SUPPLIED RECORDS:

++++++++++++++++++++

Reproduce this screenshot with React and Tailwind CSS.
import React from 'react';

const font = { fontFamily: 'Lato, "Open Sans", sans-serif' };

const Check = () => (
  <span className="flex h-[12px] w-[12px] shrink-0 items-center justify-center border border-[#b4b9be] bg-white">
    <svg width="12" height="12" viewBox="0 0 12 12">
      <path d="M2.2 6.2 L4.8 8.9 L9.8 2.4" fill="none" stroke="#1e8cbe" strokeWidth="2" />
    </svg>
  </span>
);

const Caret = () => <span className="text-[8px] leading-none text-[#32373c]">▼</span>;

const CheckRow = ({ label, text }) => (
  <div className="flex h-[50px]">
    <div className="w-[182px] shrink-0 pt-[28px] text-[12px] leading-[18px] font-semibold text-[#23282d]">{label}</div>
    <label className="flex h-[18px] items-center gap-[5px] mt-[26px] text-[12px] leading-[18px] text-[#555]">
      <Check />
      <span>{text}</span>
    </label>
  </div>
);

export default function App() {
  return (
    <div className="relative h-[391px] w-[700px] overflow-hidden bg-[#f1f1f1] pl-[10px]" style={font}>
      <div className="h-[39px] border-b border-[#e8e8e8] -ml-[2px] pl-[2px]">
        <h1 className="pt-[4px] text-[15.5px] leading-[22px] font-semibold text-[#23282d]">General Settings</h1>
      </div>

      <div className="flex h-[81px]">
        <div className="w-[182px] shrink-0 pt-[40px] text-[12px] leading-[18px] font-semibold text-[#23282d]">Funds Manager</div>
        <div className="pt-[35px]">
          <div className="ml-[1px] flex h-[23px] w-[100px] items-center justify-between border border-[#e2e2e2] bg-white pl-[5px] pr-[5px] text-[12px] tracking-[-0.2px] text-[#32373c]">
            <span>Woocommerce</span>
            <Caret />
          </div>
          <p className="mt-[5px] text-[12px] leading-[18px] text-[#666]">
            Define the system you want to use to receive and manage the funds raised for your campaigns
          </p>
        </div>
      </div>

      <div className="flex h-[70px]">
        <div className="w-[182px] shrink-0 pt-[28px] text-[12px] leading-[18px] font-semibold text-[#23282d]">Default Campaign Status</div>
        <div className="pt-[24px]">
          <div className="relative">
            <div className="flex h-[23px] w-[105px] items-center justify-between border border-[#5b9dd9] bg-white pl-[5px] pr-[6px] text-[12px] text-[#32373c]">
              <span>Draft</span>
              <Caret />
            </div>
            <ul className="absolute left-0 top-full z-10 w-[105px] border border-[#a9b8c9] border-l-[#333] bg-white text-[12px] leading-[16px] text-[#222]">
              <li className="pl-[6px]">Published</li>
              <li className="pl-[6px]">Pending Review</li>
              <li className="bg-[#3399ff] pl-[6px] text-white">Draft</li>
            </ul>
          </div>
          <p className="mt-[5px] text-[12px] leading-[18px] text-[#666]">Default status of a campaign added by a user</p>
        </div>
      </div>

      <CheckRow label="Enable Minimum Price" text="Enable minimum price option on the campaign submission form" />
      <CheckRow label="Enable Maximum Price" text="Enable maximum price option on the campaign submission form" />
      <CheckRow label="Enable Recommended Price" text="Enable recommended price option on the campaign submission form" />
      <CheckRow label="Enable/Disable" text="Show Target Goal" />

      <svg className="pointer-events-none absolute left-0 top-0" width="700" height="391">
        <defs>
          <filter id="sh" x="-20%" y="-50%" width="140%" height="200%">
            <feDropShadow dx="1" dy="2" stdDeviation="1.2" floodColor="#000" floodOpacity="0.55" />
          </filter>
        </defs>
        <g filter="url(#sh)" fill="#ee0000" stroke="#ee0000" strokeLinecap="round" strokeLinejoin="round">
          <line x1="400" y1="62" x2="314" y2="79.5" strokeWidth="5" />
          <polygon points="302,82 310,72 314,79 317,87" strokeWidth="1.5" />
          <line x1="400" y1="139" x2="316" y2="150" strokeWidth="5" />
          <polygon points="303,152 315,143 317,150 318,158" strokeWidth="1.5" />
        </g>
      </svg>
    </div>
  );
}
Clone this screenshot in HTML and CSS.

++++++++++++++++++++

Exactly reproduce all of the entries.

ANSWER TO THIS PROBLEM:
Reproduce this screenshot with React and Tailwind CSS.
import React from 'react';

const font = { fontFamily: 'Lato, "Open Sans", sans-serif' };

const Check = () => (
  <span className="flex h-[12px] w-[12px] shrink-0 items-center justify-center border border-[#b4b9be] bg-white">
    <svg width="12" height="12" viewBox="0 0 12 12">
      <path d="M2.2 6.2 L4.8 8.9 L9.8 2.4" fill="none" stroke="#1e8cbe" strokeWidth="2" />
    </svg>
  </span>
);

const Caret = () => <span className="text-[8px] leading-none text-[#32373c]">▼</span>;

const CheckRow = ({ label, text }) => (
  <div className="flex h-[50px]">
    <div className="w-[182px] shrink-0 pt-[28px] text-[12px] leading-[18px] font-semibold text-[#23282d]">{label}</div>
    <label className="flex h-[18px] items-center gap-[5px] mt-[26px] text-[12px] leading-[18px] text-[#555]">
      <Check />
      <span>{text}</span>
    </label>
  </div>
);

export default function App() {
  return (
    <div className="relative h-[391px] w-[700px] overflow-hidden bg-[#f1f1f1] pl-[10px]" style={font}>
      <div className="h-[39px] border-b border-[#e8e8e8] -ml-[2px] pl-[2px]">
        <h1 className="pt-[4px] text-[15.5px] leading-[22px] font-semibold text-[#23282d]">General Settings</h1>
      </div>

      <div className="flex h-[81px]">
        <div className="w-[182px] shrink-0 pt-[40px] text-[12px] leading-[18px] font-semibold text-[#23282d]">Funds Manager</div>
        <div className="pt-[35px]">
          <div className="ml-[1px] flex h-[23px] w-[100px] items-center justify-between border border-[#e2e2e2] bg-white pl-[5px] pr-[5px] text-[12px] tracking-[-0.2px] text-[#32373c]">
            <span>Woocommerce</span>
            <Caret />
          </div>
          <p className="mt-[5px] text-[12px] leading-[18px] text-[#666]">
            Define the system you want to use to receive and manage the funds raised for your campaigns
          </p>
        </div>
      </div>

      <div className="flex h-[70px]">
        <div className="w-[182px] shrink-0 pt-[28px] text-[12px] leading-[18px] font-semibold text-[#23282d]">Default Campaign Status</div>
        <div className="pt-[24px]">
          <div className="relative">
            <div className="flex h-[23px] w-[105px] items-center justify-between border border-[#5b9dd9] bg-white pl-[5px] pr-[6px] text-[12px] text-[#32373c]">
              <span>Draft</span>
              <Caret />
            </div>
            <ul className="absolute left-0 top-full z-10 w-[105px] border border-[#a9b8c9] border-l-[#333] bg-white text-[12px] leading-[16px] text-[#222]">
              <li className="pl-[6px]">Published</li>
              <li className="pl-[6px]">Pending Review</li>
              <li className="bg-[#3399ff] pl-[6px] text-white">Draft</li>
            </ul>
          </div>
          <p className="mt-[5px] text-[12px] leading-[18px] text-[#666]">Default status of a campaign added by a user</p>
        </div>
      </div>

      <CheckRow label="Enable Minimum Price" text="Enable minimum price option on the campaign submission form" />
      <CheckRow label="Enable Maximum Price" text="Enable maximum price option on the campaign submission form" />
      <CheckRow label="Enable Recommended Price" text="Enable recommended price option on the campaign submission form" />
      <CheckRow label="Enable/Disable" text="Show Target Goal" />

      <svg className="pointer-events-none absolute left-0 top-0" width="700" height="391">
        <defs>
          <filter id="sh" x="-20%" y="-50%" width="140%" height="200%">
            <feDropShadow dx="1" dy="2" stdDeviation="1.2" floodColor="#000" floodOpacity="0.55" />
          </filter>
        </defs>
        <g filter="url(#sh)" fill="#ee0000" stroke="#ee0000" strokeLinecap="round" strokeLinejoin="round">
          <line x1="400" y1="62" x2="314" y2="79.5" strokeWidth="5" />
          <polygon points="302,82 310,72 314,79 317,87" strokeWidth="1.5" />
          <line x1="400" y1="139" x2="316" y2="150" strokeWidth="5" />
          <polygon points="303,152 315,143 317,150 318,158" strokeWidth="1.5" />
        </g>
      </svg>
    </div>
  );
}
Clone this screenshot in HTML and CSS.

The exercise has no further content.